Argentina-native Kaisin brings his chispa to Jones Lang LaSalle—which specializes in providing real-estate services and facilities management—as vice president of strategic sourcing in the company’s life-sciences group. Coming to work for the $2.9 billion firm created a perfect storm of Kaisin’s three areas of expertise: supply-chain management, facilities management, and a 20-year career in the life-sciences industry.

Kaisin studied engineering and received an MBA in Argentina, working his way up the supply-chain ladder in the life-sciences industry before his employer, Pharmacia (a company formed through the merger of Monsanto and Pharmacia & Upjohn), offered him a job in the United States running its supply-chain processes in Chicago 11 years ago. When Pfizer acquired Pharmacia, the Chicago office was closed and Kaisin moved into facilities management for Pfizer, where he remained before accepting the position at Jones Lang LaSalle in 2011.

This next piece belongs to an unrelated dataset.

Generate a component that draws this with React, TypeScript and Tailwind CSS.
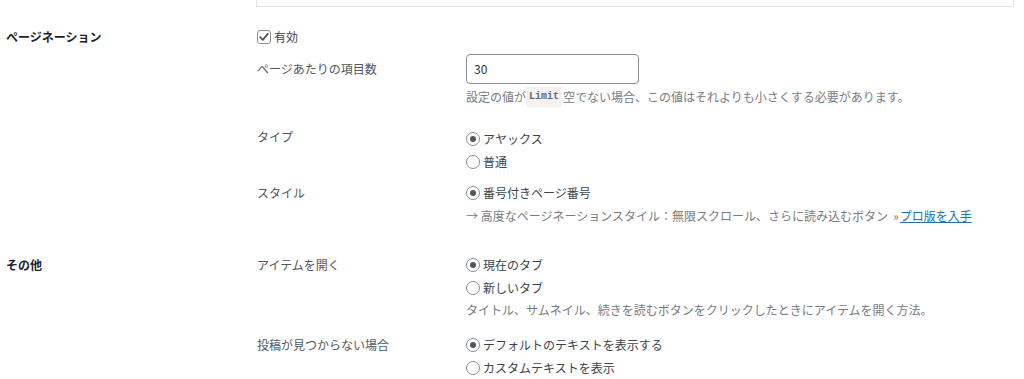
import React from 'react';

const Radio: React.FC<{ checked?: boolean; label: string }> = ({ checked, label }) => (
  <div className="flex items-center h-[23px]">
    <span className="w-[14px] h-[14px] rounded-full border border-[#8c8f94] bg-white flex items-center justify-center shrink-0">
      {checked && <span className="w-[6px] h-[6px] rounded-full bg-[#50575e]" />}
    </span>
    <span className="ml-[3px] text-[#3c434a]">{label}</span>
  </div>
);

const App: React.FC = () => {
  return (
    <div
      className="w-[1024px] h-[379px] bg-white overflow-hidden text-[12px] leading-[20px] text-[#50575e]"
      style={{ fontFamily: '"Noto Sans CJK JP", "Noto Sans", sans-serif' }}
    >
      {/* bottom edge of the previous box */}
      <div className="ml-[256px] mr-[10px] h-[7px] border-x border-b border-[#e4e4e7]" />

      {/* Pagination */}
      <div className="grid grid-cols-[251px_209px_1fr] pl-[6px] mt-[20px]">
        <div className="font-bold text-[#1d2327] leading-[20px]">ページネーション</div>
        <div className="col-span-2">
          <div className="flex items-center h-[20px]">
            <span className="w-[14px] h-[14px] rounded-[3px] border border-[#8c8f94] bg-white flex items-center justify-center">
              <svg width="12" height="12" viewBox="0 0 12 12">
                <path d="M2.2 6.2 L4.8 8.8 L9.8 2.8" fill="none" stroke="#50575e" strokeWidth="1.8" strokeLinecap="round" strokeLinejoin="round" />
              </svg>
            </span>
            <span className="ml-[3px] text-[#3c434a]">有効</span>
          </div>

          <div className="grid grid-cols-[209px_1fr] mt-[7px]">
            <div className="flex items-center h-[30px]">ページあたりの項目数</div>
            <div>
              <div className="w-[173px] h-[30px] border border-[#8c8f94] rounded-[4px] px-[7px] flex items-center text-[#2c3338]">30</div>
              <div className="mt-[3px] text-[#787c82] flex items-center">
                設定の値が
                <code
                  className="ml-0 mr-[1px] px-[3px] bg-[#f6f1f1] text-[10px] font-semibold text-[#646970]"
                  style={{ fontFamily: '"Liberation Mono", "DejaVu Sans Mono", monospace' }}
                >
                  Limit
                </code>
                空でない場合、この値はそれよりも小さくする必要があります。
              </div>
            </div>
          </div>

          <div className="grid grid-cols-[209px_1fr] mt-[20px]">
            <div className="h-[23px] flex items-center -mt-[2px]">タイプ</div>
            <div>
              <Radio checked label="アヤックス" />
              <Radio label="普通" />
            </div>
          </div>

          <div className="grid grid-cols-[209px_1fr] mt-[8px]">
            <div className="h-[23px] flex items-center">スタイル</div>
            <div>
              <Radio checked label="番号付きページ番号" />
              <div className="h-[23px] flex items-center text-[#787c82]">
                → 高度なページネーションスタイル：無限スクロール、さらに読み込むボタン
                <span className="ml-[5px]">»</span>
                <a className="text-[#2271b1] underline ml-[1px]">プロ版を入手</a>
              </div>
            </div>
          </div>
        </div>
      </div>

      {/* Other */}
      <div className="grid grid-cols-[251px_209px_1fr] pl-[6px] mt-[26px]">
        <div className="font-bold text-[#1d2327] h-[23px] flex items-center">その他</div>
        <div className="col-span-2">
          <div className="grid grid-cols-[209px_1fr]">
            <div className="h-[23px] flex items-center">アイテムを開く</div>
            <div>
              <Radio checked label="現在のタブ" />
              <Radio label="新しいタブ" />
              <div className="h-[22px] flex items-center text-[#787c82]">
                タイトル、サムネイル、続きを読むボタンをクリックしたときにアイテムを開く方法。
              </div>
            </div>
          </div>

          <div className="grid grid-cols-[209px_1fr] mt-[12px]">
            <div className="h-[23px] flex items-center">投稿が見つからない場合</div>
            <div>
              <Radio checked label="デフォルトのテキストを表示する" />
              <Radio label="カスタムテキストを表示" />
            </div>
          </div>
        </div>
      </div>
    </div>
  );
};

export default App;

At Jones Lang LaSalle, Kaisin is responsible for supply chain and sourcing of third-party services within facilities management for the life-sciences vertical—with clients in bio-pharma, biotechnology, scientific research, and agriculture. “I lead a team of supply-chain experts who develop and implement strategies to optimize a range of offerings delivered by third-party contractors, including janitorial, food services, facilities maintenance, and lab-support services,” he says.

One of Jones Lang LaSalle’s biggest assets is the knowledge that the company has gleaned from all of its accounts. With this information, Kaisin’s team generates volume discounts, better pricing, and a better quality of service from third-party suppliers. “Clients are always asking us to demonstrate that we are exhausting all the leverage points we have to get the best value for them, and that we are delivering industry best practices and the best expertise in the field, and this insight from more than 100 corporate accounts in the Americas helps us do that,” he says.

In addition, Kaisin is involved in the company’s supplier-diversity program. “Each of our life-science clients has specific supplier-diversity goals and I’m working with the client-sourcing teams to ensure that we meet or exceed them,” he says. “Every time we competitively bid a service category, we make sure we have a diverse slate of supplier candidates, including women-owned, minority-owned, or other recognized diversity suppliers, and we track diversity metrics quarterly and annually.”

In 2010, Kaisin was recognized as a National Hispanic Corporate Achiever of the Year in the United States. While at Pfizer, he chaired the membership committee of the Latino employee resource group, which grew to 400 members, and now, at Jones Lang LaSalle, he is engaged in discussions with the firm’s senior leadership about how to increase the firm’s focus on diversity and inclusion within the Hispanic community. Kaisin is also a member of the Institute for Supply Chain Management, and is looking forward to getting more involved with the chapter in his home state of Connecticut and to participate in the Hispanic Supply Management Summit this year.